I believe you can have a mind full of doubts and worries and still succeed. I believe it’s possible to achieve amazing things in life with a frightened heart and a terrified mind. It’s more than a belief, actually. It’s certain knowledge. I know because I have always been full of doubts and fears. I was doubtful when I enrolled in the Dale Carnegie self-help course that changed my life.

I was afraid of failing when I wrote my first promotion, which resulted in tens of millions of dollars in sales. I am still full of doubts and fears now … whenever I launch a new product or create a new advertising campaign or buy a new investment property. I have managed to be very successful in life without ever developing “the mindset of a champion.”

I have built large, profitable businesses. I have written books. I have produced films. And I have made millions. I have done all of those things and more without any of the positive mentality and courage that so many self-help gurus say is necessary. I’m telling you this in case you are also someone who is full of doubt and fear. I want you to know that you don’t necessarily have to change your “attitude” or embolden your heart to succeed. I tried to change my psyche. I read the books and studied the tapes. I shouted mantras while driving and yelled at myself in the mirror. I did it all but without changing how I felt.
If I had had to wait till my attitude changed, I’d be waiting still. Instead, I decided to ignore my doubts and fears. I made myself a promise that I wouldn’t try to “be” like the Tony Robbinses in the world (much as I would have liked to acquire their confidence) but would focus instead on what they did. I reasoned that if I could muster up just a little bit of courage — just enough to take one small step (the same step successful people took at the same point in their careers), I’d get the same result they did.
If I wanted to write a book, for example, I didn’t wait until I had the mental conviction needed to write the book; I simply pushed myself to write a single page. The next day, I screwed up enough guts to write another page. And so on. I took that approach with everything I did, and what I discovered encouraged me. It didn’t seem to matter whether I believed in myself at all — what mattered was what I was actually doing. I am not the only wimp who has succeeded.
Among the successful men and women I know there are more doubters and cowards than champions. Many of the finest and most successful writers are afraid to voice their thoughts in public and, in private conversations, admit to all kinds of doubts. When it comes time to write, these people have learned to press on with their writing despite their fears — and everything seems to come out wonderfully. I am not attacking Tony Robbins. And I am not saying that having the mindset of a champion isn’t a good thing. It is.
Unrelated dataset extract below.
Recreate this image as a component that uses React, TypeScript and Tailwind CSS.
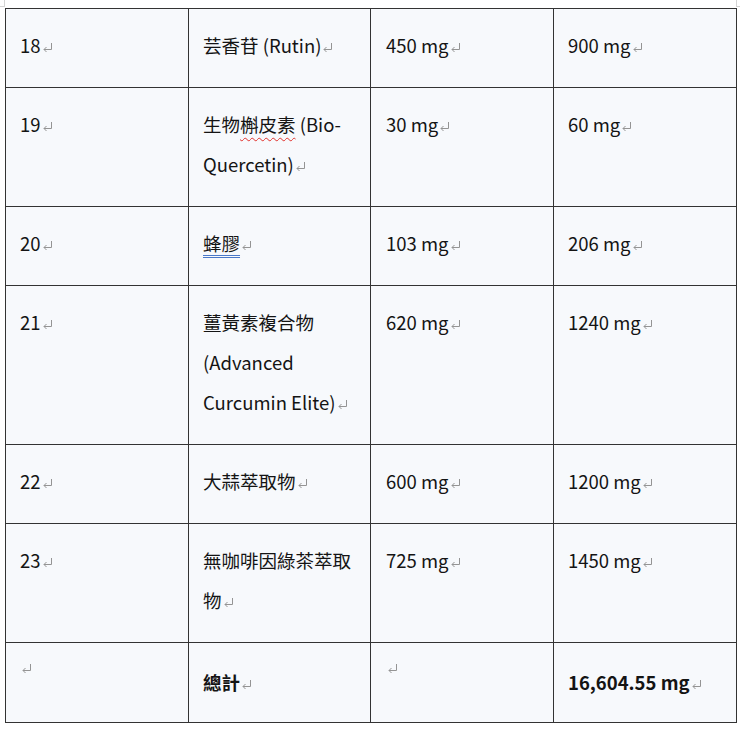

What I’m saying is that in my experience you don’t need that sort of mentality to succeed. You need only to do certain specific things — take actions that successful men took before you — and success will come to you. (That’s why the purpose of ETR — as well as all the self-help products we produce — is to give you specific actions to take that will make you successful.) My confidence is certainly greater now than it ever was before, but it never got better by my trying to make it better. It improved because of my successes.
If you do something long enough and the outcome is good, your mind and heart begin to grow bolder. And that’s why when people meet me today they are surprised when I tell them that at heart I’m a frightened, worried, lazy, and fundamentally insecure coward. That’s the core. But I also have my memory. And my memory tells me that if I do certain things I’ll succeed.